Chief Justice Roberts Discusses Technology at the Supreme Court

The Chief Justice began his year-end report on the federal judiciary with a colorful historical excursion:

On November 10, 1893, the Washington Post identified an emerging technology that was reshaping American society: Pneumatics! The miracle of compressed air had led to the creation of new contraptions, including pneumatic tube systems that relied on air compressors to transport cylindrical containers hundreds of feet within buildings. Pneumatic tube systems had found favor in banks and department stores, enabling clerks to transmit documents rapidly from one office to another. Noting this and other applications of pneumatics, the Washington Post lightheartedly proclaimed, “The present era is likely to be known to history as the pneumatic age.”

But “[n]ews of this dawning era was slow to reach the Supreme Court,” Chief Justice Roberts noted. It was not until the new Supreme Court building opened in 1935 that a pneumatic document delivery system came to the Court, where it remained in operation until 1971.

Chief Justice Roberts finds two lessons in this history. First, exciting new technology becomes old and unexciting and then obsolescent. Second, the Court has always been slow to adopt new technology. When it comes to technology, the justices prefer the old and unexciting. “Courts are simply different in important respects when it comes to adopting technology, including information technology,” the Chief explains. As “neutral arbiters of concrete disputes” the courts should only take on new technologies that “advance their primary goal of fairly and efficiently adjudicating cases through the application of law.”

The Supreme Court still works primarily in paper, although Roberts informs us that this will soon be changing, as the Court is hoping to have its own electronic filing system up and running in 2016. “Once the system is implemented, all filings at the Court—petitions and responses to petitions, merits briefs, and all other types of motions and applications—will be available to the legal community and the public without cost on the Court’s website.” The reasons for the slow implementation? Ensuring access is one (“[T]he courts must remain open for those who do not have access to personal computers and need to file in paper, rather than electronic, form.”). Security is another; the decentralized nature of the federal judiciary yet another.

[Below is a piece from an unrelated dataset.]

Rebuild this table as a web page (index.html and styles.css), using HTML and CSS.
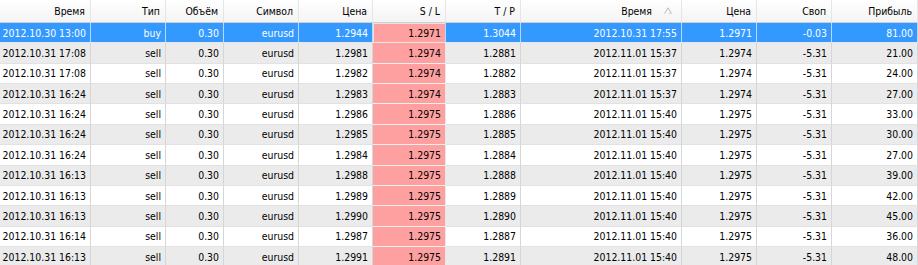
FILE: index.html
```html
<!DOCTYPE html>
<html lang="ru">
<head>
<meta charset="utf-8">
<title>Trades</title>
<link rel="stylesheet" href="styles.css">
</head>
<body>
<div class="table">
  <div class="row head">
    <div class="cell">Время</div>
    <div class="cell">Тип</div>
    <div class="cell">Объём</div>
    <div class="cell">Символ</div>
    <div class="cell">Цена</div>
    <div class="cell">S / L</div>
    <div class="cell">T / P</div>
    <div class="cell sorted">Время<svg class="sort" width="8" height="7" viewBox="0 0 8 7"><polyline points="0.5,6.5 4,0.8 7.5,6.5" fill="none" stroke="#b8b8b8" stroke-width="1"/><line x1="4.5" y1="6.5" x2="7.5" y2="6.5" stroke="#d8d8d8" stroke-width="1"/></svg></div>
    <div class="cell">Цена</div>
    <div class="cell">Своп</div>
    <div class="cell">Прибыль</div>
  </div>
  <div class="row selected">
    <div class="cell">2012.10.30 13:00</div><div class="cell">buy</div><div class="cell">0.30</div><div class="cell">eurusd</div><div class="cell">1.2944</div><div class="cell sl">1.2971</div><div class="cell">1.3044</div><div class="cell">2012.10.31 17:55</div><div class="cell">1.2971</div><div class="cell">-0.03</div><div class="cell">81.00</div>
  </div>
  <div class="row alt">
    <div class="cell">2012.10.31 17:08</div><div class="cell">sell</div><div class="cell">0.30</div><div class="cell">eurusd</div><div class="cell">1.2981</div><div class="cell sl">1.2974</div><div class="cell">1.2881</div><div class="cell">2012.11.01 15:37</div><div class="cell">1.2974</div><div class="cell">-5.31</div><div class="cell">21.00</div>
  </div>
  <div class="row">
    <div class="cell">2012.10.31 17:08</div><div class="cell">sell</div><div class="cell">0.30</div><div class="cell">eurusd</div><div class="cell">1.2982</div><div class="cell sl">1.2974</div><div class="cell">1.2882</div><div class="cell">2012.11.01 15:37</div><div class="cell">1.2974</div><div class="cell">-5.31</div><div class="cell">24.00</div>
  </div>
  <div class="row alt">
    <div class="cell">2012.10.31 16:24</div><div class="cell">sell</div><div class="cell">0.30</div><div class="cell">eurusd</div><div class="cell">1.2983</div><div class="cell sl">1.2974</div><div class="cell">1.2883</div><div class="cell">2012.11.01 15:37</div><div class="cell">1.2974</div><div class="cell">-5.31</div><div class="cell">27.00</div>
  </div>
  <div class="row">
    <div class="cell">2012.10.31 16:24</div><div class="cell">sell</div><div class="cell">0.30</div><div class="cell">eurusd</div><div class="cell">1.2986</div><div class="cell sl">1.2975</div><div class="cell">1.2886</div><div class="cell">2012.11.01 15:40</div><div class="cell">1.2975</div><div class="cell">-5.31</div><div class="cell">33.00</div>
  </div>
  <div class="row alt">
    <div class="cell">2012.10.31 16:24</div><div class="cell">sell</div><div class="cell">0.30</div><div class="cell">eurusd</div><div class="cell">1.2985</div><div class="cell sl">1.2975</div><div class="cell">1.2885</div><div class="cell">2012.11.01 15:40</div><div class="cell">1.2975</div><div class="cell">-5.31</div><div class="cell">30.00</div>
  </div>
  <div class="row">
    <div class="cell">2012.10.31 16:24</div><div class="cell">sell</div><div class="cell">0.30</div><div class="cell">eurusd</div><div class="cell">1.2984</div><div class="cell sl">1.2975</div><div class="cell">1.2884</div><div class="cell">2012.11.01 15:40</div><div class="cell">1.2975</div><div class="cell">-5.31</div><div class="cell">27.00</div>
  </div>
  <div class="row alt">
    <div class="cell">2012.10.31 16:13</div><div class="cell">sell</div><div class="cell">0.30</div><div class="cell">eurusd</div><div class="cell">1.2988</div><div class="cell sl">1.2975</div><div class="cell">1.2888</div><div class="cell">2012.11.01 15:40</div><div class="cell">1.2975</div><div class="cell">-5.31</div><div class="cell">39.00</div>
  </div>
  <div class="row">
    <div class="cell">2012.10.31 16:13</div><div class="cell">sell</div><div class="cell">0.30</div><div class="cell">eurusd</div><div class="cell">1.2989</div><div class="cell sl">1.2975</div><div class="cell">1.2889</div><div class="cell">2012.11.01 15:40</div><div class="cell">1.2975</div><div class="cell">-5.31</div><div class="cell">42.00</div>
  </div>
  <div class="row alt">
    <div class="cell">2012.10.31 16:13</div><div class="cell">sell</div><div class="cell">0.30</div><div class="cell">eurusd</div><div class="cell">1.2990</div><div class="cell sl">1.2975</div><div class="cell">1.2890</div><div class="cell">2012.11.01 15:40</div><div class="cell">1.2975</div><div class="cell">-5.31</div><div class="cell">45.00</div>
  </div>
  <div class="row">
    <div class="cell">2012.10.31 16:14</div><div class="cell">sell</div><div class="cell">0.30</div><div class="cell">eurusd</div><div class="cell">1.2987</div><div class="cell sl">1.2975</div><div class="cell">1.2887</div><div class="cell">2012.11.01 15:40</div><div class="cell">1.2975</div><div class="cell">-5.31</div><div class="cell">36.00</div>
  </div>
  <div class="row alt">
    <div class="cell">2012.10.31 16:13</div><div class="cell">sell</div><div class="cell">0.30</div><div class="cell">eurusd</div><div class="cell">1.2991</div><div class="cell sl">1.2975</div><div class="cell">1.2891</div><div class="cell">2012.11.01 15:40</div><div class="cell">1.2975</div><div class="cell">-5.31</div><div class="cell">48.00</div>
  </div>
</div>
</body>
</html>
```

FILE: styles.css
```css
html, body {
  margin: 0;
  padding: 0;
  background: #ffffff;
  overflow: hidden;
}
.table {
  width: 918px;
  display: flex;
  flex-direction: column;
  font-family: "DejaVu Sans Condensed", "DejaVu Sans", sans-serif;
  font-stretch: condensed;
  font-size: 10.4px;
  color: #000000;
}
.row {
  display: grid;
  grid-template-columns: 91px 75px 58px 75px 74px 73px 75px 161px 75px 75px 86px;
  height: 20.36px;
  background: #ffffff;
}
.row.alt {
  background: #ebebeb;
}
.row.selected {
  background: #3399ff;
  color: #ffffff;
}
.cell {
  box-sizing: border-box;
  border-right: 1px solid #d6d6d6;
  border-bottom: 1px solid #e2e2e2;
  padding-right: 4px;
  display: flex;
  align-items: center;
  justify-content: flex-end;
  white-space: nowrap;
  overflow: hidden;
}
.row.selected .cell {
  border-right-color: #b9d9f7;
  border-bottom-color: #e8e8e8;
}
.cell.sl {
  background: #ffa0a0;
  color: #000000;
  border-right-color: #e9e9e9;
  border-bottom-color: #f0f0f0;
}
.row.selected .cell.sl {
  box-shadow: inset 1px 0 0 #e4e4e4, inset 0 1px 0 #e4e4e4;
}
.head {
  height: 23px;
  background: linear-gradient(#ffffff, #f3f3f3);
}
.head .cell {
  border-right-color: #e6e6e6;
  border-bottom: 1px solid #cfcfcf;
  padding-right: 5px;
}
.head .cell.sorted {
  padding-right: 9px;
}
.sort {
  margin-left: 12px;
  margin-bottom: 1px;
}
```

The Chief wrapped up his report on a predictable note, with a celebration of tradition:

Federal judges are stewards of a judicial system that has served the Nation effectively for more than two centuries. Like other centuries-old institutions, courts may have practices that seem archaic and inefficient—and some are. But others rest on traditions that embody intangible wisdom. Judges and court executives are understandably circumspect in introducing change to a court system that works well until they are satisfied that they are introducing change for the good.

As technology proceeds apace, we cannot be sure what changes are in store, for the courts or society generally. Innovations will come and go, but the judiciary will continue to make steady progress in employing new technology to provide litigants with fair and efficient access to the courts.

And a touch of the poetic:

The sculptures that adorn the Supreme Court provide a reminder of that resolve, a resolve that has outlived the Court’s long-gone pneumatic tube system. The often overlooked east pediment, installed on the rear portion of the building, features images of historic lawgivers and other symbolic figures. It is flanked by imagery drawn from a well-known fable: A hare on one side sprints in full extension for the finish line, while a tortoise on the other slowly plods along. Perhaps to remind us of which animal won that famous race, Cass Gilbert placed at the bases of the Court’s exterior lampposts sturdy bronze tortoises, symbolizing the judiciary’s commitment to constant but deliberate progress in the cause of justice.

Roberts clearly wrote all this with more than electronic filing on his mind. Most media coverage of the Chief’s year-end report raised the obvious issue that Roberts so carefully avoided mentioning: cameras in the Supreme Court. Chuck Grassley, incoming chair of the Senate Judiciary Committee, responded to the report with a call for allowing cameras at oral argument. Grassley even claimed the mantle of the founding generation: “[T]he courts have yet to embrace the one technology that the founders would likely have advocated for—cameras in the courtroom. The founders intended for trials to be held in front of all people who wished to attend.” “The First Amendment supports the notion that court proceedings be open to the public and, by extension, the news media and broadcast coverage, the same way CSPAN opened Congress to the public,” Grassley wrote. “With the high profile cases coming before the courts, it’s even more important to add greater accountability and public scrutiny to the federal judiciary, a system that includes judges with lifetime tenure.”

Perhaps the Chief’s report can be read as a shift from the categorical “no” response that has long been the justices’ official position on cameras in the Court to something like: “We’ll get there, but not quite yet.”